= Giso 404 =

The Giso 404 is a metal piano lamp designed in 1927 by Jacobus Johannes Pieter Oud, manufactured by the Dutch Gispen firm.

== Design ==
The light fixture was designed by J.J.P. Oud as a unique wedding gift for Dutch painter and ceramist Harm Kamerlingh Onnes and his wife Titia Easton. Its asymmetrical, cantilevered design makes it suitable to be used on top of a piano, illuminating the keyboard and sheet music. The fixture consists of a cylindrical metal tube which contains the lamp, attached to a thin shaft mounted on a flat round base. A spherical counterweight at the other side of the shaft provides balance. The sphere is executed in shiny metal, while the rest of the lamp has a matte metal surface. The whole fixture is 10.6 cm high, 19.5 cm wide and 28.5 cm long.

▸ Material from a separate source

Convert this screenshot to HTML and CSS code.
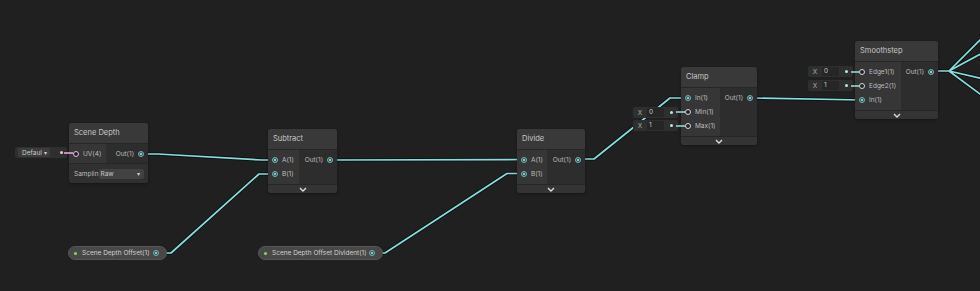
FILE: index.html
```html
<!DOCTYPE html>
<html lang="en">
<head>
  <meta charset="UTF-8" />
  <title>Shader Graph</title>
  <link rel="stylesheet" href="styles.css">
</head>
<body>
  <div id="graph">
    <!-- wires sit under the nodes -->
    <svg class="wires" width="980" height="291" viewBox="0 0 980 291">
      <g class="edge-shadow">
        <path d="M142 154 H158 L262 160 H276" />
        <path d="M156 253 H171 L259 174 H276" />
        <path d="M329 160 L523 159.5" />
        <path d="M371 253 H385 L507 173.5 H523" />
        <path d="M578 159 H594 L670 98 H688" />
        <path d="M750 98 L862 100" />
        <path d="M932 71 H949 L984 36 M949 71 L984 52 M949 71 L984 79 M949 71 L984 97" />
      </g>
      <g class="edge">
        <path d="M142 154 H158 L262 160 H276" />
        <path d="M156 253 H171 L259 174 H276" />
        <path d="M329 160 L523 159.5" />
        <path d="M371 253 H385 L507 173.5 H523" />
        <path d="M578 159 H594 L670 98 H688" />
        <path d="M750 98 L862 100" />
        <path d="M932 71 H949 L984 36 M949 71 L984 52 M949 71 L984 79 M949 71 L984 97" />
      </g>
    </svg>

    <!-- inline inputs -->
    <div class="inline-in in-uv">
      <span class="drop">Defaul <i>&#9662;</i></span>
      <span class="pin pin-pink"></span>
    </div>
    <div class="inline-in in-min">
      <span class="axis">X</span><span class="field">0</span><span class="pin"></span>
    </div>
    <div class="inline-in in-max">
      <span class="axis">X</span><span class="field">1</span><span class="pin"></span>
    </div>
    <div class="inline-in in-e1">
      <span class="axis">X</span><span class="field">0</span><span class="pin"></span>
    </div>
    <div class="inline-in in-e2">
      <span class="axis">X</span><span class="field">1</span><span class="pin"></span>
    </div>

    <!-- nodes -->
    <div class="node n-depth">
      <div class="node-title">Scene Depth</div>
      <div class="node-body">
        <div class="node-in">
          <div class="port"><span class="dot open pink"></span>UV(4)</div>
        </div>
        <div class="node-out">
          <div class="port out">Out(1)<span class="dot on"></span></div>
        </div>
      </div>
      <div class="node-opt">
        <span>Samplin</span>
        <span class="select">Raw <i>&#9662;</i></span>
      </div>
    </div>

    <div class="node n-subtract">
      <div class="node-title">Subtract</div>
      <div class="node-body">
        <div class="node-in">
          <div class="port"><span class="dot on"></span>A(1)</div>
          <div class="port"><span class="dot on"></span>B(1)</div>
        </div>
        <div class="node-out">
          <div class="port out">Out(1)<span class="dot on"></span></div>
        </div>
      </div>
      <div class="node-foot"><svg width="8" height="5" viewBox="0 0 8 5"><path d="M1 1 L4 4 L7 1" /></svg></div>
    </div>

    <div class="node n-divide">
      <div class="node-title">Divide</div>
      <div class="node-body">
        <div class="node-in">
          <div class="port"><span class="dot on"></span>A(1)</div>
          <div class="port"><span class="dot on"></span>B(1)</div>
        </div>
        <div class="node-out">
          <div class="port out">Out(1)<span class="dot on"></span></div>
        </div>
      </div>
      <div class="node-foot"><svg width="8" height="5" viewBox="0 0 8 5"><path d="M1 1 L4 4 L7 1" /></svg></div>
    </div>

    <div class="node n-clamp">
      <div class="node-title">Clamp</div>
      <div class="node-body">
        <div class="node-in">
          <div class="port"><span class="dot on"></span>In(1)</div>
          <div class="port"><span class="dot open"></span>Min(1)</div>
          <div class="port"><span class="dot open"></span>Max(1)</div>
        </div>
        <div class="node-out">
          <div class="port out">Out(1)<span class="dot on"></span></div>
        </div>
      </div>
      <div class="node-foot"><svg width="8" height="5" viewBox="0 0 8 5"><path d="M1 1 L4 4 L7 1" /></svg></div>
    </div>

    <div class="node n-smooth">
      <div class="node-title">Smoothstep</div>
      <div class="node-body">
        <div class="node-in">
          <div class="port"><span class="dot open"></span>Edge1(1)</div>
          <div class="port"><span class="dot open"></span>Edge2(1)</div>
          <div class="port"><span class="dot on"></span>In(1)</div>
        </div>
        <div class="node-out">
          <div class="port out">Out(1)<span class="dot on"></span></div>
        </div>
      </div>
      <div class="node-foot"><svg width="8" height="5" viewBox="0 0 8 5"><path d="M1 1 L4 4 L7 1" /></svg></div>
    </div>

    <!-- short stubs from inline fields run over the node edge -->
    <svg class="wires stubs" width="980" height="291" viewBox="0 0 980 291">
      <path class="stub" d="M676 112 H685 M676 126 H685 M851 72 H859 M851 86 H859" />
      <path class="stub-vec" d="M64 153 H73" />
    </svg>

    <!-- properties -->
    <div class="prop p-offset">
      <span class="prop-mark"></span>
      <span class="prop-name">Scene Depth Offset(1)</span>
      <span class="dot on"></span>
    </div>
    <div class="prop p-divident">
      <span class="prop-mark"></span>
      <span class="prop-name">Scene Depth Offset Divident(1)</span>
      <span class="dot on"></span>
    </div>
  </div>
</body>
</html>
```

FILE: styles.css
```css
* {
  margin: 0;
  padding: 0;
  box-sizing: border-box;
}

body, html {
  width: 100%;
  height: 100%;
  background-color: #202020;
  font-family: Inter, "Noto Sans", sans-serif;
  color: #c4c4c4;
}

#graph {
  position: relative;
  width: 980px;
  height: 291px;
  overflow: hidden;
}

.wires {
  position: absolute;
  top: 0;
  left: 0;
}
.wires path {
  fill: none;
  stroke-linejoin: round;
}
.edge-shadow path {
  stroke: #101010;
  stroke-width: 3.6;
}
.edge path {
  stroke: #84dede;
  stroke-width: 1.7;
}
.stubs {
  pointer-events: none;
}
.stubs .stub {
  stroke: #9fdede;
  stroke-width: 1.6;
}
.stubs .stub-vec {
  stroke: #e7a3e3;
  stroke-width: 1.6;
}

/* nodes */
.node {
  position: absolute;
  background-color: #2e2e2e;
  border-radius: 3px;
  overflow: hidden;
  box-shadow: 0 1px 3px rgba(0,0,0,0.35);
}
.node-title {
  height: 20px;
  line-height: 20px;
  padding-left: 5px;
  font-size: 7.5px;
  color: #c8c8c8;
  background-color: #393939;
}
.node-body {
  display: flex;
  border-top: 1px solid #262626;
}
.node-in {
  background-color: #363636;
  padding: 3px 0 3px;
}
.node-out {
  flex: 1;
  background-color: #2d2d2d;
  padding: 3px 0 3px;
}
.port {
  height: 14px;
  display: flex;
  align-items: center;
  gap: 4px;
  padding-left: 4px;
  font-size: 6.5px;
  color: #bdbdbd;
  white-space: nowrap;
}
.port.out {
  justify-content: flex-end;
  padding-left: 0;
  padding-right: 4px;
}
.node-foot {
  height: 9px;
  background-color: #343434;
  border-top: 1px solid #262626;
  display: flex;
  justify-content: center;
  align-items: center;
}
.node-foot path {
  fill: none;
  stroke: #dcdcdc;
  stroke-width: 1.4;
}

.dot {
  width: 6px;
  height: 6px;
  flex: none;
  border-radius: 50%;
  border: 1px solid #6fb8b8;
  background-color: #3c4c4c;
  position: relative;
}
.dot.on::after {
  content: "";
  position: absolute;
  top: 1px;
  left: 1px;
  width: 2px;
  height: 2px;
  border-radius: 50%;
  background-color: #9ff0f0;
}
.dot.open {
  border-color: #d8d8d8;
  background-color: #232323;
}
.dot.open.pink {
  border-color: #e6b8e4;
}

.n-depth    { left: 69px;  top: 123px; width: 79px; }
.n-subtract { left: 268px; top: 129px; width: 69px; }
.n-divide   { left: 517px; top: 129px; width: 68px; }
.n-clamp    { left: 681px; top: 67px;  width: 76px; }
.n-smooth   { left: 855px; top: 41px;  width: 83px; }

.n-depth .node-in    { width: 37px; }
.n-subtract .node-in { width: 31px; }
.n-divide .node-in   { width: 30px; }
.n-clamp .node-in    { width: 39px; }
.n-smooth .node-in   { width: 46px; }

.n-depth .node-in,
.n-depth .node-out {
  padding: 3px 0 2px;
}

.node-opt {
  height: 20px;
  display: flex;
  align-items: center;
  gap: 1px;
  padding-left: 5px;
  font-size: 6.5px;
  color: #bdbdbd;
  background-color: #303030;
  border-top: 1px solid #262626;
}
.select {
  width: 45px;
  height: 10px;
  line-height: 10px;
  padding-left: 1px;
  background-color: #424242;
  border-radius: 2px;
  color: #c8c8c8;
  position: relative;
}
.select i,
.drop i {
  font-style: normal;
  font-size: 6px;
  color: #d0d0d0;
}
.select i {
  position: absolute;
  right: 4px;
  top: 0;
}

/* inline value fields beside unconnected ports */
.inline-in {
  position: absolute;
  height: 11px;
  display: flex;
  align-items: center;
  background-color: #2f2f2f;
  border-radius: 2px;
  font-size: 6.5px;
  color: #c8c8c8;
}
.axis {
  width: 14px;
  text-align: center;
  color: #a8a8a8;
}
.field {
  height: 9px;
  line-height: 9px;
  padding-left: 2px;
  background-color: #262626;
  border-radius: 1px;
}
.pin {
  width: 3px;
  height: 3px;
  border-radius: 50%;
  background-color: #b9e6e6;
  margin-left: auto;
  margin-right: 5px;
}
.pin-pink {
  background-color: #e9c3e6;
  margin-right: 4px;
}
.drop {
  height: 9px;
  line-height: 9px;
  margin-left: 3px;
  padding: 0 3px 0 4px;
  background-color: #3c3c3c;
  border-radius: 2px;
}

.in-uv  { left: 15px;  top: 147px; width: 52px; }
.in-min { left: 633px; top: 107px; width: 45px; }
.in-max { left: 633px; top: 120px; width: 45px; }
.in-e1  { left: 808px; top: 66px;  width: 45px; }
.in-e2  { left: 808px; top: 80px;  width: 45px; }
.in-min .field, .in-max .field { width: 17px; }
.in-e1 .field, .in-e2 .field   { width: 17px; }

/* blackboard properties */
.prop {
  position: absolute;
  top: 246px;
  height: 14px;
  display: flex;
  align-items: center;
  padding: 0 7px 0 5px;
  background-color: #484848;
  border: 1px solid #555;
  border-radius: 7px;
  font-size: 6.5px;
  color: #cfcfcf;
}
.prop-mark {
  width: 3px;
  height: 3px;
  border-radius: 50%;
  background-color: #93d35a;
  margin-right: 5px;
}
.prop-name {
  flex: 1;
  white-space: nowrap;
}
.p-offset   { left: 68px;  width: 99px; }
.p-divident { left: 258px; width: 125px; }
```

With its simple and very functional forms, the lamp looks like a small abstract sculpture. It is inspired by the avant-garde art movement De Stijl, of which Oud was a member till 1922, and by the geometric forms used by the Bauhaus. In this sense, it is slightly related to Gerrit Rietveld's table lamp from 1925, but the fixture designed by Oud is more dramatic in terms of balance and asymmetry.

== Manufacturing ==
For the actual construction of the lamp, Oud turned to the manufacturing firm of Willem Hendrik Gispen. The latter may have provided some creative input in the construction of the lamp, but this is not certain, as no design or construction drawings remain. Gispen may have felt intellectual ownership of the design, as he took the lamp into mass production by his firm in 1928. J.J.P. Oud was not consulted about this and felt indignated, but he did not sue Gispen; both men remained friends. Gispen named the lamp Giso 404.

Materials, size and execution of the lamp varied slightly throughout the years and it received different names (Giso 5011 in 1936, Giso 5201 in 1939). The asymmetry of the design was mirrored in 1939 and from that date the lamp also had a push-button switch in its foot.

== Reception ==
Although most Gispen designs were mainly influential and popular in the Netherlands and not so much abroad, the Giso 404 is part of many museum collections worldwide – including the MoMA, Cooper Hewitt, Metropolitan Museum of Art, and the Dutch Museum Boijmans Van Beuningen and Gemeentemuseum Den Haag.